Traditionally, ship maneuvering performances are predicted in calm water condition to evaluate the directional stability and turning ability of the ship in the early design stages. Evaluation of maneuvering performance of a ship including wave effect is more realistic and important for the safety of ships at sea. Determination of hydrodynamic derivatives is the basic step in solving maneuvering equations of motion. Accurate estimation of hydrodynamic derivatives is necessary for the prediction of vessel trajectories. As the ship maneuvers through seaway, the effect of wave load will alter the maneuvering derivatives, consequently the vessel trajectory will be affected significantly. Hence, the influence of wave on hydrodynamic derivatives needs to be determined.

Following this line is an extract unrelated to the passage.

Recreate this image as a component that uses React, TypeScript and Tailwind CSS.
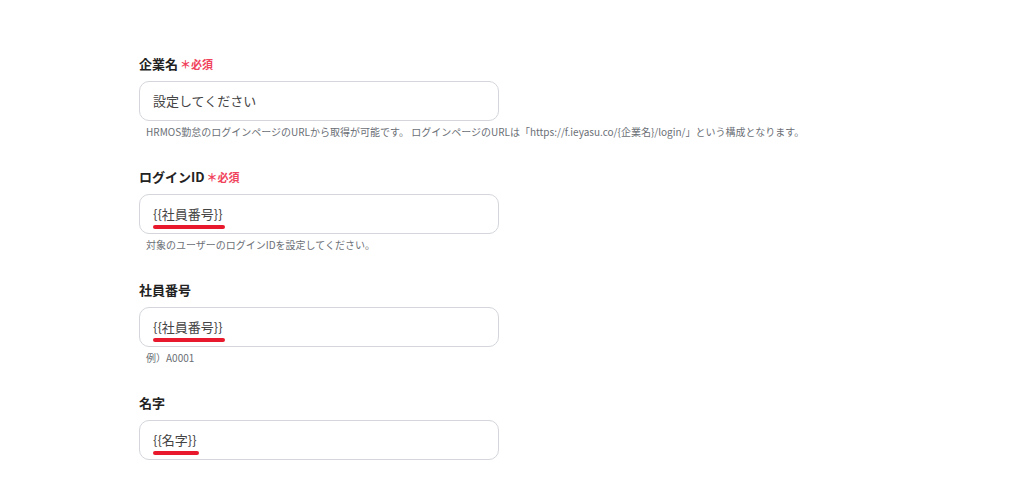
import React from "react";

const font = { fontFamily: '"Noto Sans CJK JP", "Noto Sans", sans-serif' };

function Required() {
  return (
    <span className="ml-[2px] text-[11px] font-bold text-[#f0435c]">＊必須</span>
  );
}

function Marked({ children }: { children: React.ReactNode }) {
  return (
    <span className="relative inline-block">
      {children}
      <span className="absolute left-[0px] right-[-2px] bottom-[-5px] h-[4px] rounded-full bg-[#e8192c]" />
    </span>
  );
}

function Field({
  label,
  required,
  value,
  placeholder,
  help,
}: {
  label: string;
  required?: boolean;
  value?: React.ReactNode;
  placeholder?: string;
  help?: string;
}) {
  return (
    <div className="flex flex-col">
      <div className="flex items-baseline h-[18px] text-[13px] font-bold text-[#222]">
        {label}
        {required && <Required />}
      </div>
      <div className="mt-[9px] h-[40px] w-[360px] rounded-[10px] border border-[#d4d6db] bg-white flex items-center px-[13px] text-[13px] text-[#444]">
        {value ?? <span className="text-[#444]">{placeholder}</span>}
      </div>
      <div className="h-[20px] pl-[7px] pt-[4px] text-[10px] leading-[14px] text-[#6b6f76] whitespace-nowrap">
        {help}
      </div>
    </div>
  );
}

export default function App() {
  return (
    <div className="w-[1027px] h-[485px] bg-white overflow-hidden" style={font}>
      <div className="pl-[139px] pt-[54px] flex flex-col gap-[26px]">
        <Field
          label="企業名"
          required
          placeholder="設定してください"
          help="HRMOS勤怠のログインページのURLから取得が可能です。 ログインページのURLは「https://f.ieyasu.co/{企業名}/login/」という構成となります。"
        />
        <Field
          label="ログインID"
          required
          value={<Marked>{"{{社員番号}}"}</Marked>}
          help="対象のユーザーのログインIDを設定してください。"
        />
        <Field
          label="社員番号"
          value={<Marked>{"{{社員番号}}"}</Marked>}
          help="例）A0001"
        />
        <Field label="名字" value={<Marked>{"{{名字}}"}</Marked>} />
      </div>
    </div>
  );
}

For the present study, horizontal planar motion mechanism tests are numerically simulated for a container ship in head sea condition using RANS-based CFD solver. Obtained force/moment time series include both wave excitation forces/moment and hydrodynamic forces on the hull due to PMM motions. Fast Fourier transform (FFT) algorithm is used to filter the hydrodynamic forces/moment from the estimated total force/moment time series. The Fourier series expansion method is used to derive the hydrodynamic derivatives from the estimated force/moment time series. A comparison study is done with the wave-effected hydrodynamic derivatives and derivatives in still water condition.